The Tribeca earns a Top Safety Pick award from IIHS and scores well in the frontal offset, side-impact and roof-strength tests. The National Highway Traffic Safety Administration gives the Tribeca four out of five stars in its rollover test but didn't preform any other crash tests on the vehicle.
Behind the Wheel
Despite its nearly 8.5 inches of ground clearance, the Tribeca remains remarkably stable and well-balanced. The steering feels tight with good feedback, and the Tribeca tracks straight and true at highway speeds. Under normal driving conditions, the VDC distributes more torque to the rear wheels, which helps improve cornering when accelerating out of a curve. The Tribeca's 5-speed Sportshift automatic transmission does a good job of finding and holding the right gear. For those so inclined, the Sportshift can be manually shifted by tapping the gear shift. This feature comes in handy when you need extra passing power or engine braking to slow the vehicle during a steep descent.
Other Cars to Consider
GMC Acadia -- The Acadia is larger than the Tribeca both inside and out, and its third-row seat has more room both in front and behind it. But the Tribeca's all-wheel-drive system is more advanced than the Acadia's, and it holds its value a bit better.
Ford Explorer -- The Explorer offers a selectable all-wheel-drive system that is every bit the Tribeca's equal, plus it offers better styling, more advanced audio and communications systems, better fuel economy and more engine choices.
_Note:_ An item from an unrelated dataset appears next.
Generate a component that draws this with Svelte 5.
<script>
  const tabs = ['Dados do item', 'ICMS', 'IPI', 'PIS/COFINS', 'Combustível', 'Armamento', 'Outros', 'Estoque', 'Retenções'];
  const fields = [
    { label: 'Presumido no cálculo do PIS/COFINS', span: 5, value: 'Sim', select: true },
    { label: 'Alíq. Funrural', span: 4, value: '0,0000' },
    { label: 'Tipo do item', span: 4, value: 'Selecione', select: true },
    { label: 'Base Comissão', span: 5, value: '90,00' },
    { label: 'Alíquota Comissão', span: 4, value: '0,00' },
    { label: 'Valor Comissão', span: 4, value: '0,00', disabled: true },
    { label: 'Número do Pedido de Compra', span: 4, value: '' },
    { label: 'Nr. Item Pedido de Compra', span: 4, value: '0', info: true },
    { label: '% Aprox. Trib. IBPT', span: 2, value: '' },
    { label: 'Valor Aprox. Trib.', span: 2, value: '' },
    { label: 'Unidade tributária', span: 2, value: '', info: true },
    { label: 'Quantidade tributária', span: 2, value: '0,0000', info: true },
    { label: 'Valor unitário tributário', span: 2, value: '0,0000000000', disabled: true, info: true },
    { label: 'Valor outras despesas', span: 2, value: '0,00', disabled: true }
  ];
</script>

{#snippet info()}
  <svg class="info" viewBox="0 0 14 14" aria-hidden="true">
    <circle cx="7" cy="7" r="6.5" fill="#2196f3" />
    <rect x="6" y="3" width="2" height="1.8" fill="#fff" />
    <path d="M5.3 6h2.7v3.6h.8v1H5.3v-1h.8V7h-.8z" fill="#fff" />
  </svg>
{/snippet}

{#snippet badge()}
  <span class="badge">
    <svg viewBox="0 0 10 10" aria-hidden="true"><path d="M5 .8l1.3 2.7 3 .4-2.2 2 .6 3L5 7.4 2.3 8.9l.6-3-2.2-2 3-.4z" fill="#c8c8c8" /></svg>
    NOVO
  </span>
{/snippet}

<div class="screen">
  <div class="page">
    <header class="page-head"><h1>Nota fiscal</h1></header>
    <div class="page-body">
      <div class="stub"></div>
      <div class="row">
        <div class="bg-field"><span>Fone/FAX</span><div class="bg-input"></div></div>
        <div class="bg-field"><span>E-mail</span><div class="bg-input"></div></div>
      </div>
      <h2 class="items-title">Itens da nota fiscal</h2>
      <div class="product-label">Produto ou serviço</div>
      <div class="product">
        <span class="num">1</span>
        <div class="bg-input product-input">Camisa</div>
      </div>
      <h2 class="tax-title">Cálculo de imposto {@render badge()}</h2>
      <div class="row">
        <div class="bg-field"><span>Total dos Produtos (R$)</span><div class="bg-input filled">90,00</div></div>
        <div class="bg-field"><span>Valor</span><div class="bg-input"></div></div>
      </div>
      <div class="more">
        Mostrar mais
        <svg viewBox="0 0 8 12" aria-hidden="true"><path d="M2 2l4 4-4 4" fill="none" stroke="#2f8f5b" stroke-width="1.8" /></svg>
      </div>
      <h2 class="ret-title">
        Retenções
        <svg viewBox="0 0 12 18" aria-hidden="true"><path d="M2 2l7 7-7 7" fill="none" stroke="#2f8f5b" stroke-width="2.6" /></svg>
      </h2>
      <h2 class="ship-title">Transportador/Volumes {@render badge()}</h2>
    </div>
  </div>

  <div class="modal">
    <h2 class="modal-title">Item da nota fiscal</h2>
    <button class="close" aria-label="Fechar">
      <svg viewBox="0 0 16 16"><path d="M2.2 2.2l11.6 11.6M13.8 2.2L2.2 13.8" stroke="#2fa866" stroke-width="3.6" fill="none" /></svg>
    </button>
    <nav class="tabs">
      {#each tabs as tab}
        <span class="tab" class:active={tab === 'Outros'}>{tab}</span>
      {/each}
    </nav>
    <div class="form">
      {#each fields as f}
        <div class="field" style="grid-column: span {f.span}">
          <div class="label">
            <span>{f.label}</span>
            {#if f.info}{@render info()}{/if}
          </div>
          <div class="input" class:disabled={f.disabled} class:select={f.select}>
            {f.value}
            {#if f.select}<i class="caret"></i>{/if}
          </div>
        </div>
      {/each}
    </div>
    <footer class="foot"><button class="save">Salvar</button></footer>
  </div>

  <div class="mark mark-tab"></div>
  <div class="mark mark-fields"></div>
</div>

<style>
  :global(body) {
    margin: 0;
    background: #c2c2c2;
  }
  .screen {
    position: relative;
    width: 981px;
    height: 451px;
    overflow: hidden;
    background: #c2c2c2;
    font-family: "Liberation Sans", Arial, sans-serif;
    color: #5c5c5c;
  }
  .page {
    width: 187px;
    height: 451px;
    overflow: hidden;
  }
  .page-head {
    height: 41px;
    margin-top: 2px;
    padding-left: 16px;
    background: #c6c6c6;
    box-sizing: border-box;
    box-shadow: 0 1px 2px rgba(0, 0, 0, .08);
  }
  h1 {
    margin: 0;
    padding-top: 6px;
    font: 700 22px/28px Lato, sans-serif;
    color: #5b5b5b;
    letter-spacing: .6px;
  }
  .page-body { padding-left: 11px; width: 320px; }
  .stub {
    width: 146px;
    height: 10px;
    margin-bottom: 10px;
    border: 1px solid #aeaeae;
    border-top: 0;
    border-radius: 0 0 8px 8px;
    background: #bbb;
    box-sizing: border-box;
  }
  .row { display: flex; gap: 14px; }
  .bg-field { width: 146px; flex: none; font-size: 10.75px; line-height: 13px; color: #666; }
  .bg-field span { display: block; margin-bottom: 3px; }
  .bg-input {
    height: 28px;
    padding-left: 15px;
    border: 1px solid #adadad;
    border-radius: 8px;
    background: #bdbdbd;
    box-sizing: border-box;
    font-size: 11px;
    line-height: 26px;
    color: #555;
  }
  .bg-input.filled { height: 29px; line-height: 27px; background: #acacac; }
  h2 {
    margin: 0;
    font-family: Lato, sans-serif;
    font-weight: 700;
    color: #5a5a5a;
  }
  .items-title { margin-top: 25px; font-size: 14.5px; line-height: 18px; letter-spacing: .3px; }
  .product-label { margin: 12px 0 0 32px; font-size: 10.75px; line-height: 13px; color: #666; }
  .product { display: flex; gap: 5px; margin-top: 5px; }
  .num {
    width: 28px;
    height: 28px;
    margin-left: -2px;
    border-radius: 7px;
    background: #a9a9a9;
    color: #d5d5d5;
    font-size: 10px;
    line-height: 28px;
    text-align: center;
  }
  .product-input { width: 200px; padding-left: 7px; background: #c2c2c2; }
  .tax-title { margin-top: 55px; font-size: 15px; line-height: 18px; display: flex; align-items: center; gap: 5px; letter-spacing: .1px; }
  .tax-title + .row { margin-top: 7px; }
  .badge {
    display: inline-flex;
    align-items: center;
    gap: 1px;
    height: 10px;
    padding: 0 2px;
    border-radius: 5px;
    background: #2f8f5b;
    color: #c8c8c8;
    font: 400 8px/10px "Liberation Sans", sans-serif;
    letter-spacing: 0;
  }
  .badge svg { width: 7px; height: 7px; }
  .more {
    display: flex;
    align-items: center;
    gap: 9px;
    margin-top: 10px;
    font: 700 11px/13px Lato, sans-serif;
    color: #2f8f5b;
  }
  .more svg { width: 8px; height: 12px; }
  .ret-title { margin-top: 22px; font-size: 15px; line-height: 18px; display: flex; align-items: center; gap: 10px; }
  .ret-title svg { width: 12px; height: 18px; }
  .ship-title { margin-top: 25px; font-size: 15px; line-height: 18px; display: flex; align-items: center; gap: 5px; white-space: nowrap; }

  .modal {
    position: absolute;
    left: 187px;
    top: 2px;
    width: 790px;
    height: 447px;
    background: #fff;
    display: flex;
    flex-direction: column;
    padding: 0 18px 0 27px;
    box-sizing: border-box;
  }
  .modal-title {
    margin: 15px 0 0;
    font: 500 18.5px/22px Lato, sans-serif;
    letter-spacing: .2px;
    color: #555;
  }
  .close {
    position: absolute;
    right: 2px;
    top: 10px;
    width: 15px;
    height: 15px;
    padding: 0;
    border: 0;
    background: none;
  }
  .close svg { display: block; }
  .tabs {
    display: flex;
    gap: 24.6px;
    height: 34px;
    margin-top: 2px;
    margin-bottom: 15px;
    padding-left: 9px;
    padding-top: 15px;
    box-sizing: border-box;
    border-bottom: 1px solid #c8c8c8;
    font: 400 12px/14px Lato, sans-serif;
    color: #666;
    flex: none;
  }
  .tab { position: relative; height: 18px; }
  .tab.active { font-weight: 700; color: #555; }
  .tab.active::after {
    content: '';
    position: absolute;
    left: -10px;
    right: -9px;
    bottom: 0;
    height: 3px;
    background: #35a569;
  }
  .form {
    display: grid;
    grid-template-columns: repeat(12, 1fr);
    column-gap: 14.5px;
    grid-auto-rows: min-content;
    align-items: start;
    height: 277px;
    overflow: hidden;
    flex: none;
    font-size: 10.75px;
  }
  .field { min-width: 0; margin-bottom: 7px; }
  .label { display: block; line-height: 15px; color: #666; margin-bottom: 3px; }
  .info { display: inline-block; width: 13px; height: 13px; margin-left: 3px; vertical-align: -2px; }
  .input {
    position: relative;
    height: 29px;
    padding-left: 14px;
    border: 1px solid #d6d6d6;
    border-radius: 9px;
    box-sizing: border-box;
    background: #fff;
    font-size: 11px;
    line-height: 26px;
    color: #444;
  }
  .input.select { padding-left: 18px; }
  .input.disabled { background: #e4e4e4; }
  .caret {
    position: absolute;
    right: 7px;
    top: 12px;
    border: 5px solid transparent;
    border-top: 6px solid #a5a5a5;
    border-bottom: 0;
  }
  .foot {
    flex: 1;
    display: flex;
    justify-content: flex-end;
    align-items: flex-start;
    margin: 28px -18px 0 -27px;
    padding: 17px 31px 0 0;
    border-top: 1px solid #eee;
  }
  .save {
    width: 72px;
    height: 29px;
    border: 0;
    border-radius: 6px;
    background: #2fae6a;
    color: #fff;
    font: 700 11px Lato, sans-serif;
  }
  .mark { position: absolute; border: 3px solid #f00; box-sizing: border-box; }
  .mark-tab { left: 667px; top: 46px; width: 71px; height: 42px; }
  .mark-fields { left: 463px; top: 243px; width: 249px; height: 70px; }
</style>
Dodge Durango -- The Durango is more accommodating than the Tribeca and offers the option of a V8 engine, higher tow ratings and airbag protection for all three rows (as do the Ford Explorer and GMC Acadia).
As there is only one trim level, we'd say order your Tribeca without the costly navigation and entertainment package. A nice Garmin dash-mounted navigation system can be had for a few hundred dollars, and we're guessing most kids will just use their tablets to watch movies when they get bored.